There’s a hierarchy of backroom operators who make your pop music — producers, songwriters, and vocal coaches crafting three-minute miracles. Some, like the Swedish majordomo Max Martin, hide in plain sight, working in secret and rarely speaking. Others, like Diplo or Ester Dean, are public figures interested as much in their careers as the artists they groom, channel, and shepherd to stardom. Mattman & Robin — a.k.a. Mattias Larsson and Robin Fredriksson, a songwriting duo also from (where else?) Sweden — are thus far the former, diligently and silently building a pop résumé to rival their Nordic predecessors.

Today, Gwen Stefani releases This Is What the Truth Feels Like, her third solo album and first in 10 years. Larsson and Fredriksson produced three songs, including the first two singles, “Make Me Like You” and “Misery.” They’re the summation of the pair’s rise — so crisply engineered that you could set a watch to them, each song part pitched as clear as a summer skyline. In all of their songs (listen to them here), the duo make building blocks — an acoustic guitar, a saxophone riff, hand claps — sound like they were recorded inside the Large Hadron Collider. This is pop music as particle physics — every song an equation, every chorus a combustible element.
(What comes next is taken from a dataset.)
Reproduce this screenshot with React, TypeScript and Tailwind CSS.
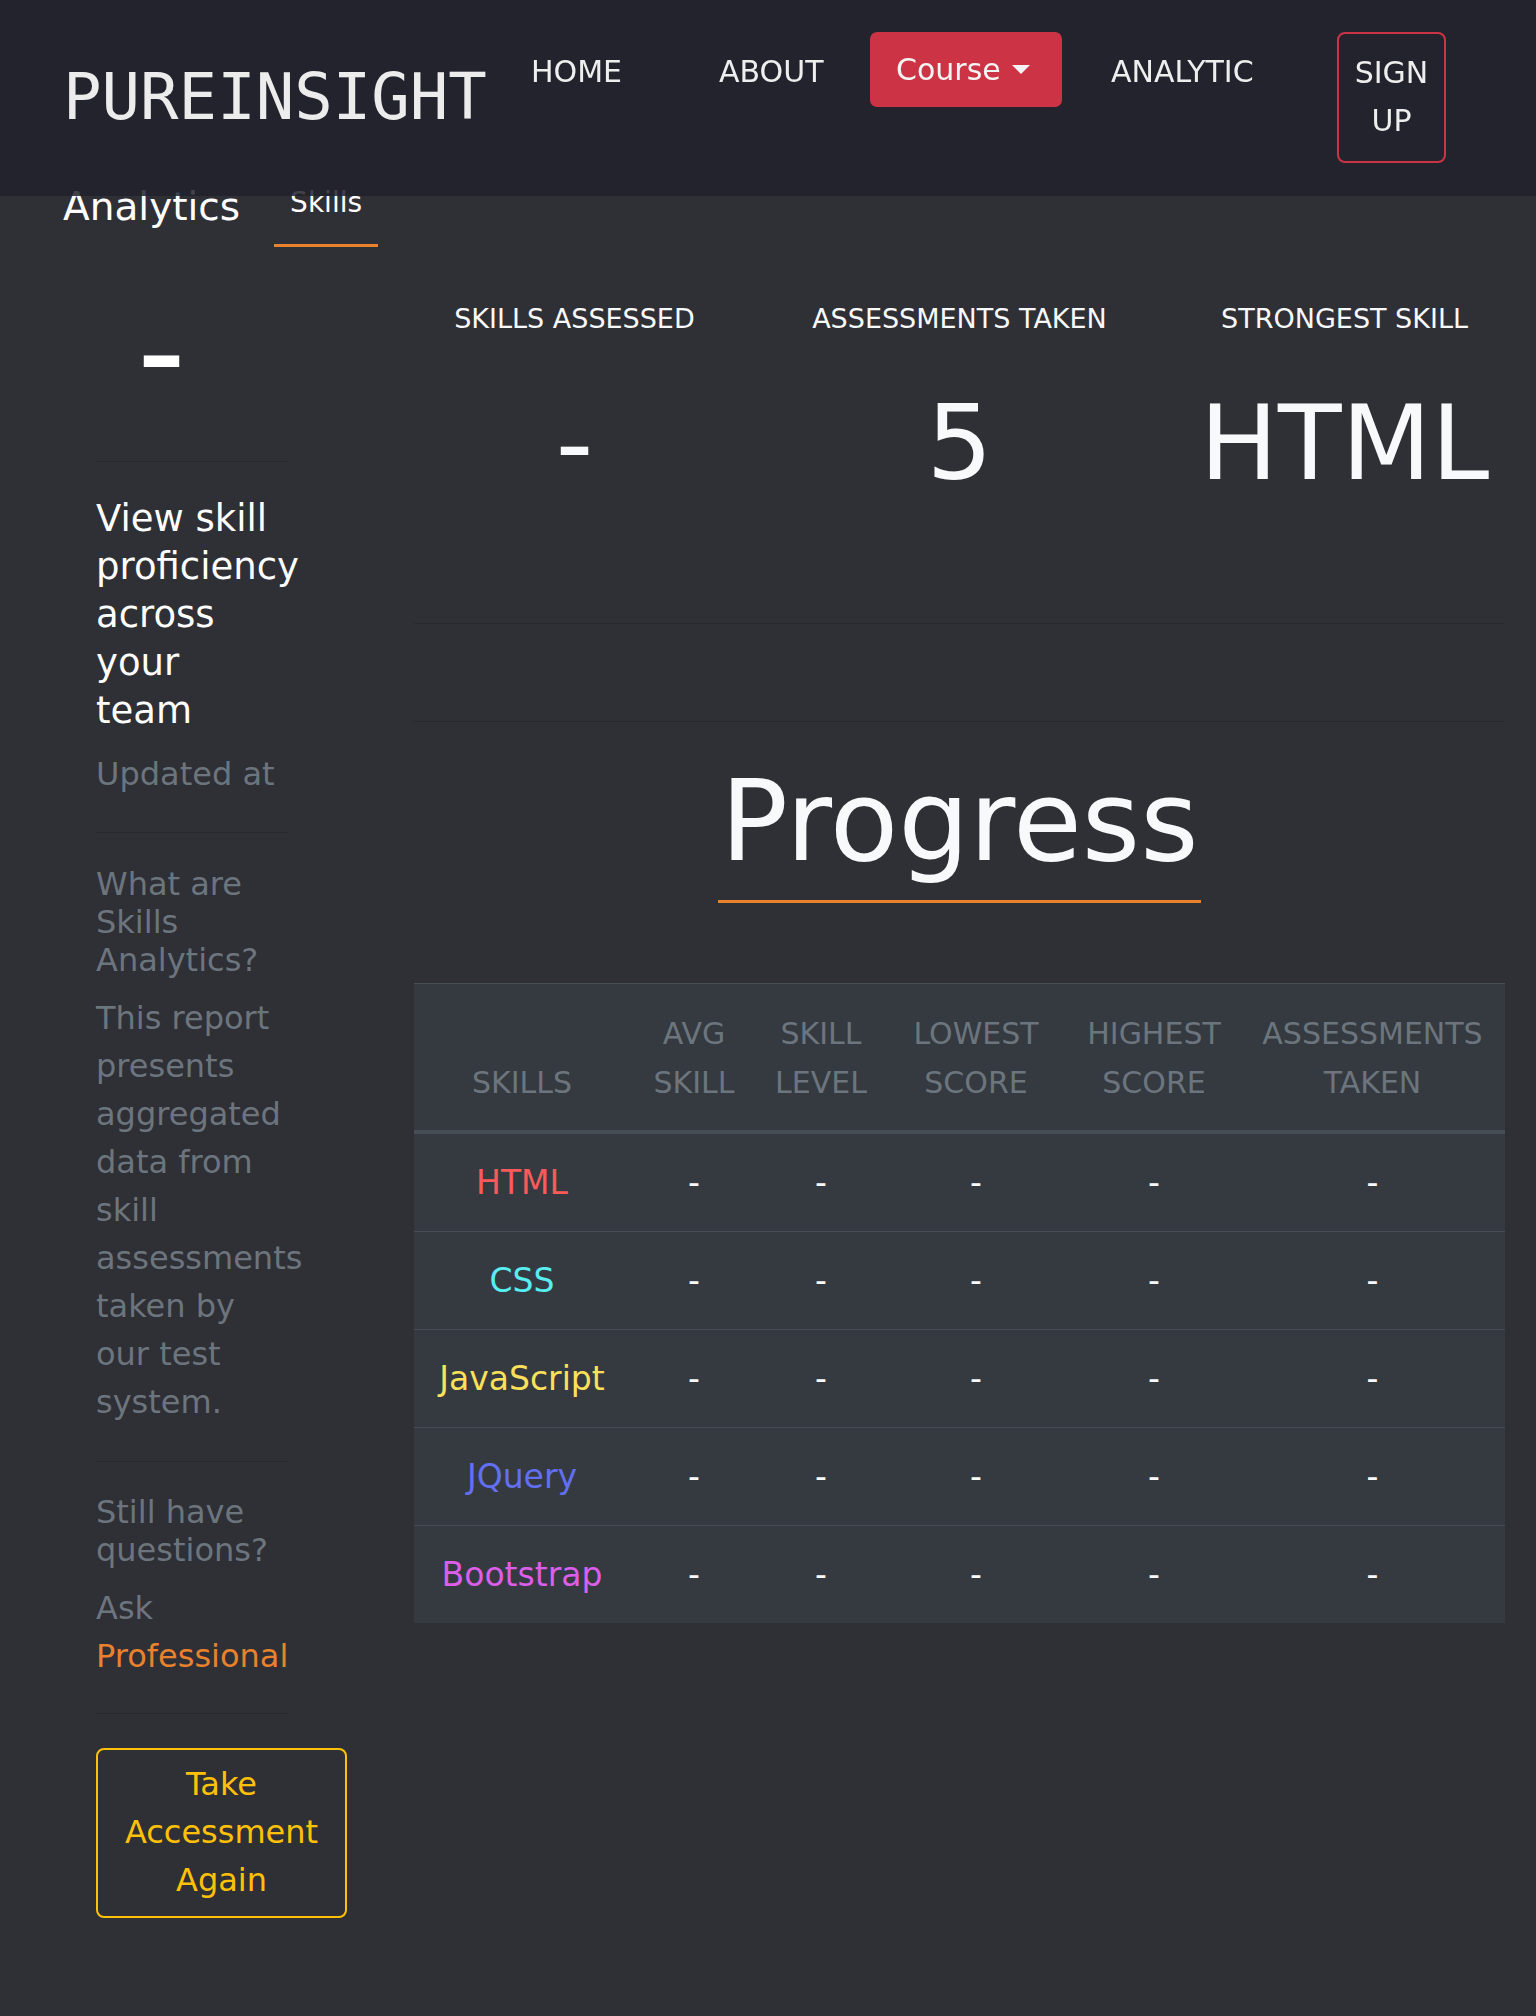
import React from 'react';

const stats = [
	{ label: 'SKILLS ASSESSED', value: '-' },
	{ label: 'ASSESSMENTS TAKEN', value: '5' },
	{ label: 'STRONGEST SKILL', value: 'HTML' },
];

const columns = [
	{ label: 'SKILLS', width: 'w-[216px]' },
	{ label: 'AVG SKILL', width: 'w-[128px]' },
	{ label: 'SKILL LEVEL', width: 'w-[126px]' },
	{ label: 'LOWEST SCORE', width: 'w-[184px]' },
	{ label: 'HIGHEST SCORE', width: 'w-[172px]' },
	{ label: 'ASSESSMENTS TAKEN', width: '' },
];

const skills = [
	{ name: 'HTML', color: 'text-[#fa5a5a]' },
	{ name: 'CSS', color: 'text-[#58eef0]' },
	{ name: 'JavaScript', color: 'text-[#fce05a]' },
	{ name: 'JQuery', color: 'text-[#636ff2]' },
	{ name: 'Bootstrap', color: 'text-[#dc5ee9]' },
];

function Divider() {
	return <div className="h-px w-[193px] bg-[#28282e]" />;
}

function Navbar() {
	return (
		<nav className="fixed inset-x-0 top-0 z-10 h-[196px] bg-[#21212b]/85">
			<div className="flex items-start pl-[63px] pt-[32px] text-[30px] leading-[36px] text-[#eeeeee]">
				<a className="w-[468px] pt-[33px] font-['DejaVu_Sans_Mono',monospace] text-[64px] leading-[64px] text-[#ececec]">
					PUREINSIGHT
				</a>
				<a className="mt-[22px] w-[188px]">HOME</a>
				<a className="mt-[22px] w-[151px]">ABOUT</a>
				<button className="flex h-[75px] w-[192px] items-center rounded-[7px] bg-[#cc3446] pl-[26px] text-[#f4f4f4]">
					Course
					<span className="ml-[11px] h-0 w-0 border-x-[9px] border-t-[9px] border-x-transparent border-t-[#f4f4f4]" />
				</button>
				<a className="ml-[49px] mt-[22px] w-[226px]">ANALYTIC</a>
				<button className="w-[109px] rounded-[8px] border-2 border-[#cc3446] pb-[16px] pt-[15px] text-center leading-[48px]">
					SIGN UP
				</button>
			</div>
		</nav>
	);
}

function Sidebar() {
	return (
		<aside className="w-[351px] shrink-0 pl-[33px]">
			<div className="pl-[43px] pt-[63px] text-[90px] font-bold leading-[90px] text-white">–</div>
			<div className="mt-[61px]">
				<Divider />
			</div>
			<h3 className="mt-[33px] w-[186px] text-[37px] leading-[48px] text-white">
				View skill proficiency across your team
			</h3>
			<p className="mt-[15px] text-[32px] leading-[48px] text-[#6c757d]">Updated at</p>
			<div className="mt-[34px]">
				<Divider />
			</div>
			<h5 className="mt-[32px] w-[186px] text-[32px] leading-[38px] text-[#6c757d]">
				What are Skills Analytics?
			</h5>
			<p className="mt-[15px] w-[186px] text-[32px] leading-[48px] text-[#6c757d]">
				This report presents aggregated data from skill assessments taken by our test system.
			</p>
			<div className="mt-[35px]">
				<Divider />
			</div>
			<h5 className="mt-[31px] w-[186px] text-[32px] leading-[38px] text-[#6c757d]">
				Still have questions?
			</h5>
			<p className="mt-[15px] w-[186px] text-[32px] leading-[48px] text-[#6c757d]">
				Ask <a className="text-[#e8822c]">Professional</a>
			</p>
			<div className="mt-[33px]">
				<Divider />
			</div>
			<button className="mt-[34px] w-[251px] rounded-[8px] border-2 border-[#ffc107] px-[20px] pb-[12px] pt-[10px] text-center text-[32px] leading-[48px] text-[#ffc107]">
				Take Accessment Again
			</button>
		</aside>
	);
}

function SkillsTable() {
	return (
		<table className="mt-[80px] w-full table-fixed border-t border-[#454d55] bg-[#343a40] text-center">
			<thead>
				<tr className="border-b-4 border-[#454d55]">
					{columns.map((col) => (
						<th
							key={col.label}
							className={`${col.width} px-[12px] pb-[23px] pt-[25px] align-bottom text-[30px] font-normal leading-[49px] text-[#6c757d]`}
						>
							{col.label}
						</th>
					))}
				</tr>
			</thead>
			<tbody>
				{skills.map((skill, i) => (
					<tr key={skill.name} className={i === 0 ? '' : 'border-t border-[#454d55]'}>
						<td className={`py-[24px] text-[33px] leading-[49px] ${skill.color}`}>{skill.name}</td>
						{[0, 1, 2, 3, 4].map((n) => (
							<td key={n} className="py-[24px] text-[33px] leading-[49px] text-[#f8f9fa]">
								-
							</td>
						))}
					</tr>
				))}
			</tbody>
		</table>
	);
}

export default function App() {
	return (
		<div className="min-h-screen bg-[#2f2f36] pb-[60px] pl-[63px] pr-[31px] pt-[183px] font-['DejaVu_Sans',sans-serif] text-[#f8f9fa]">
			<Navbar />

			<div className="flex items-start">
				<h1 className="mr-[34px] text-[39px] leading-[48px] text-white">Analytics</h1>
				<div className="mt-[2px] border-b-[3px] border-[#e8822c] px-[16px] pb-[23px] text-[28px] leading-[36px] text-white">
					Skills
				</div>
			</div>

			<div className="flex items-start">
				<Sidebar />

				<main className="flex-1">
					<div className="grid grid-cols-[1fr_1.4fr_1fr] pt-[54px] text-center">
						{stats.map((stat) => (
							<div key={stat.label}>
								<div className="text-[27px] leading-[36px]">{stat.label}</div>
								<div className="mt-[54px] text-[104px] leading-[104px]">{stat.value}</div>
							</div>
						))}
					</div>

					<div className="mt-[128px] h-px bg-[#28282e]" />
					<div className="mt-[97px] h-px bg-[#28282e]" />

					<div className="mt-[43px] flex justify-center">
						<h2 className="border-b-[3px] border-[#e8822c] px-[3px] pb-[23px] text-[112px] leading-[112px]">
							Progress
						</h2>
					</div>

					<SkillsTable />
				</main>
			</div>
		</div>
	);
}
Mattman & Robin have mostly worked with ingenues like Carly Rae Jepsen, Selena Gomez, and Hailee Steinfeld. (DNCE — the Joe Jonas–led rock quartet — and their M&R-produced hit “Cake by the Ocean” is a rare exception.)

By comparison, Stefani is an established star from a different generation. But she didn’t tap Pharrell or Dr. Dre for her oft-stalled, 10-years-in-the-making solo comeback. She chose these guys. The opening lines of “Make Me Like You” go like this:

I was fine ’fore I met you
I was broken but fine

Some have chosen to interpret this as an ode to her new beau, fellow Voice judge Blake Shelton. But maybe it’s about these Swedes.